Historical GIS Research in Canada offers an approachable yet expansive introduction to HGIS and the ways in which it is being used in Canadian historiography. Its presentation makes it an excellent way by which to introduce undergraduate or graduate students to HGIS methodology. It would work well as a companion text in any environmental, Canadian, or digital history course. Another positive attribute of the collection–and one that increases its worth as a teaching tool–is an appendix with an impressive bibliography of books, articles, websites, and archival sources. The paperback version of the book is affordable and it is also available free in PDF form from the University of Calgary Press website, which only adds to its attractiveness for use in the classroom or simply as an enjoyable read for the HGIS novice or enthusiast.

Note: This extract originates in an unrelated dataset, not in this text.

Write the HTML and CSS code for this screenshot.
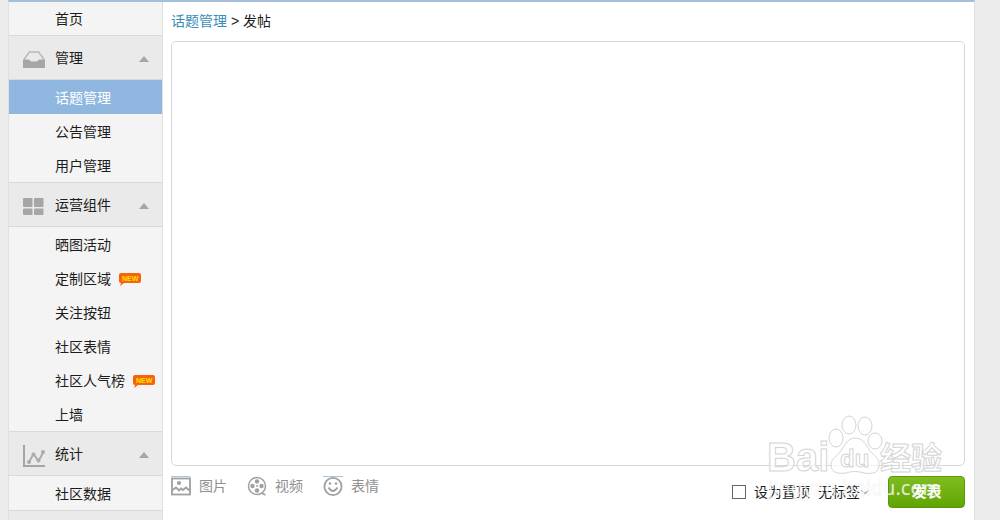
FILE: index.html
```html
<!DOCTYPE html>
<html lang="zh-CN">
<head>
<meta charset="utf-8">
<title>发帖</title>
<link rel="stylesheet" href="styles.css">
</head>
<body>
<div class="page">
  <nav class="sidebar">
    <a class="item home" href="#">首页</a>
    <button class="group" type="button">
      <svg class="group-icon" viewBox="0 0 22 22"><path d="M1.500 12V9.500L6.500 3h9L20.500 9.500V12" fill="none" stroke="#b8b8b8" stroke-width="1.500"/><path d="M0 10.500h5q2 0 3 2h6q1-2 3-2h5V19H0z" fill="#a6a6a6"/></svg>
      <span>管理</span><i class="arrow"></i>
    </button>
    <a class="item active" href="#">话题管理</a>
    <a class="item" href="#">公告管理</a>
    <a class="item" href="#">用户管理</a>
    <button class="group" type="button">
      <svg class="group-icon" viewBox="0 0 22 22" fill="#a6a6a6"><rect y="2" width="9.500" height="9" rx="1"/><rect x="11" y="2" width="9.500" height="9" rx="1"/><rect y="12.500" width="9.500" height="6.500" rx="1"/><rect x="11" y="12.500" width="9.500" height="6.500" rx="1"/></svg>
      <span>运营组件</span><i class="arrow"></i>
    </button>
    <a class="item" href="#">晒图活动</a>
    <a class="item" href="#">定制区域
      <svg class="new" viewBox="0 0 22 14"><path d="M2 1h18q2 0 2 2v6q0 2-2 2H5l-4 3 1-3q-2 0-2-2V3q0-2 2-2z" fill="#f8620c"/><text x="3" y="9">NEW</text></svg></a>
    <a class="item" href="#">关注按钮</a>
    <a class="item" href="#">社区表情</a>
    <a class="item" href="#">社区人气榜
      <svg class="new" viewBox="0 0 22 14"><path d="M2 1h18q2 0 2 2v6q0 2-2 2H5l-4 3 1-3q-2 0-2-2V3q0-2 2-2z" fill="#f8620c"/><text x="3" y="9">NEW</text></svg></a>
    <a class="item" href="#">上墙</a>
    <button class="group" type="button">
      <svg class="group-icon" viewBox="0 0 22 22"><path d="M1 0v21h21" fill="none" stroke="#a6a6a6" stroke-width="2"/><path d="M6 17l4.500-8 5 7 5-9" fill="none" stroke="#acacac" stroke-width="2"/><g fill="#acacac"><circle cx="6" cy="17" r="2"/><circle cx="10.500" cy="9.500" r="2"/><circle cx="15.500" cy="15.500" r="2"/><circle cx="20" cy="7" r="2"/></g></svg>
      <span>统计</span><i class="arrow"></i>
    </button>
    <a class="item" href="#">社区数据</a>
    <div class="sidebar-end"></div>
  </nav>
  <main class="content">
    <div class="crumbs"><a href="#">话题管理</a> &gt; 发帖</div>
    <textarea class="editor" aria-label="发帖内容"></textarea>
    <div class="footer">
      <div class="tools">
        <button type="button"><svg viewBox="0 0 20 20" fill="none" stroke="#a0a0a0" stroke-width="1.800"><path d="M0 .5h19.500" stroke="#abc5d9" stroke-width="1"/><rect x="1" y="2.500" width="18" height="16"/><path d="M1.500 14l3.500-2.500 3 3 2-2 2 1.500 3-2.500 3.500 3"/><circle cx="8" cy="7" r="1.200" fill="#a0a0a0"/></svg>图片</button>
        <button type="button"><svg viewBox="0 0 20 20" fill="none" stroke="#a0a0a0" stroke-width="1.500"><circle cx="10" cy="10" r="8.500"/><path d="M14.500 17l4 2"/><g fill="#a0a0a0" stroke="none"><circle cx="10" cy="5.500" r="2.200"/><circle cx="5.500" cy="10" r="2.200"/><circle cx="14.500" cy="10" r="2.200"/><circle cx="10" cy="14.500" r="2.200"/><circle cx="10" cy="10" r="1"/></g></svg>视频</button>
        <button type="button"><svg viewBox="0 0 20 20" fill="none" stroke="#a0a0a0" stroke-width="1.800"><path d="M0 .5h20" stroke="#abc5d9" stroke-width="1"/><circle cx="10" cy="10.500" r="8.600"/><path d="M5.500 11.500q4.500 7 9 0"/><g fill="#a0a0a0" stroke="none"><circle cx="7" cy="7.500" r="1.300"/><circle cx="13" cy="7.500" r="1.300"/></g></svg>表情</button>
      </div>
      <div class="submit">
        <label class="pin"><input type="checkbox">设为置顶</label>
        <div class="tag"><select aria-label="标签"><option>无标签</option></select><svg viewBox="0 0 10 6"><path d="M1 1l4 3.500L9 1" fill="none" stroke="#aaa" stroke-width="1.500"/></svg></div>
        <button class="post" type="button">发表</button>
      </div>
      <svg class="watermark" viewBox="0 0 184 90">
        <g fill="#fff" fill-opacity=".7" stroke="#d4d4d4" stroke-width="1">
          <ellipse cx="70" cy="24" rx="7" ry="9"/><ellipse cx="83" cy="11" rx="7" ry="9"/><ellipse cx="99" cy="12" rx="7" ry="9"/><ellipse cx="109" cy="27" rx="7" ry="8"/>
          <path d="M89 24c8 0 11 7 15 13 6 6 10 8 9 15-1 8-8 8-15 7-7-2-12-2-18 0-8 1-14 0-15-7-1-6 5-9 9-14s7-14 15-14z"/>
          <text class="logo" x="1" y="57">Bai</text>
          <text class="logo-du" x="74" y="53">du</text>
          <text class="logo-cn" x="114" y="55">经验</text>
        </g>
        <text class="site" x="2" y="81">jingyan.baidu.com</text>
      </svg>
    </div>
  </main>
</div>
</body>
</html>
```
FILE: styles.css
```css
* { box-sizing: border-box; }
body {
  margin: 0;
  background: #ebebeb;
  color: #1c1c1c;
  font: 14px/20px "Liberation Sans", "Noto Sans CJK SC", sans-serif;
}
button, select, textarea { font: inherit; }
a { text-decoration: none; }
button { cursor: pointer; }
.page {
  display: flex;
  min-height: 100vh;
  margin: 0 25px 0 8px;
  background: #fff;
  border: solid #e0e0e0;
  border-width: 0 1px;
  border-top: 2px solid #a6bfd9;
}
.sidebar {
  display: flex;
  flex-direction: column;
  flex: 0 0 154px;
  background: #f4f4f4;
  border-right: 1px solid #dfdfdf;
}
.item {
  display: flex;
  flex: none;
  align-items: center;
  gap: 8px;
  height: 34px;
  padding: 1px 0 0 46px;
  color: #1c1c1c;
}
.home { height: 33px; }
.active { background: #8fb7e0; color: #fff; }
.new { width: 22px; height: 14px; }
.new text { font: bold 7px "Liberation Sans", sans-serif; fill: #ffe100; }
.group {
  display: flex;
  flex: none;
  align-items: center;
  gap: 10px;
  height: 45px;
  padding: 0 13px 0 14px;
  background: #eaeaea;
  border: solid #d9d9d9;
  border-width: 1px 0;
  color: #1c1c1c;
  text-align: left;
}
.group span { flex: 1; }
.group-icon { width: 22px; height: 22px; margin-top: 4px; }
.arrow {
  margin-top: 2px;
  border: 5px solid transparent;
  border-top: 0;
  border-bottom: 6px solid #a6a6a6;
}
.sidebar-end { flex: 1; background: #eaeaea; border-top: 1px solid #d9d9d9; }
.content { flex: 1; min-width: 0; padding: 9px 9px 0 8px; }
.crumbs { height: 30px; white-space: pre; }
.crumbs a { color: #3a8db8; }
.editor {
  display: block;
  width: 100%;
  height: 425px;
  padding: 8px;
  background: #fff;
  border: 1px solid #d8d8d8;
  border-radius: 5px;
  outline: 0;
  resize: none;
}
.footer {
  position: relative;
  display: flex;
  justify-content: space-between;
  padding-top: 10px;
}
.tools { display: flex; align-items: flex-start; gap: 20px; }
.tools button {
  display: flex;
  align-items: center;
  gap: 8px;
  padding: 0;
  background: none;
  border: 0;
  color: #909090;
}
.tools svg { width: 20px; height: 20px; }
.submit { display: flex; align-items: center; }
.pin { display: flex; align-items: center; gap: 8px; }
.pin input {
  width: 14px;
  height: 14px;
  margin: 0;
  appearance: none;
  background: #fff;
  border: 1px solid #666;
}
.pin input:checked { background: #69a80e; }
.tag { display: flex; align-items: center; margin: 0 18px 0 8px; }
.tag select {
  padding: 0;
  appearance: none;
  background: none;
  border: 0;
  color: #1c1c1c;
}
.tag svg { width: 10px; height: 6px; }
.post {
  width: 77px;
  height: 32px;
  background: linear-gradient(#80bd20, #5fa502);
  border: 1px solid #5b990a;
  border-radius: 4px;
  color: #fff;
  font-size: 15px;
  font-weight: bold;
}
.watermark {
  position: absolute;
  right: 15px;
  bottom: 4px;
  width: 184px;
  height: 90px;
  pointer-events: none;
}
.logo { font: bold 40px "Liberation Sans", sans-serif; }
.logo-du { font: bold 24px "Liberation Sans", sans-serif; }
.logo-cn { font: bold 31px "Noto Sans CJK SC", sans-serif; }
.site {
  font: 20px "Noto Sans", sans-serif;
  fill: #fff;
  fill-opacity: .75;
  stroke: #bbb;
  stroke-opacity: .25;
  stroke-width: 1px;
  paint-order: stroke;
}
```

  1. Anne Kelly Knowles, Past Time, Past Place: GIS for History (Redlands: ESRI Press, 2002); Knowles and Amy Hillier, Placing History: How Maps, Spatial Data, and GIS Are Changing Historical Scholarship (Redlands: ESRI Press, 2008).

Citation: Jessica Dewitt. Review of Jennifer Bonnell and Marcel Fortin, Historical GIS Research in Canada. The Otter ~ La Loutre Reviews. October, 2014.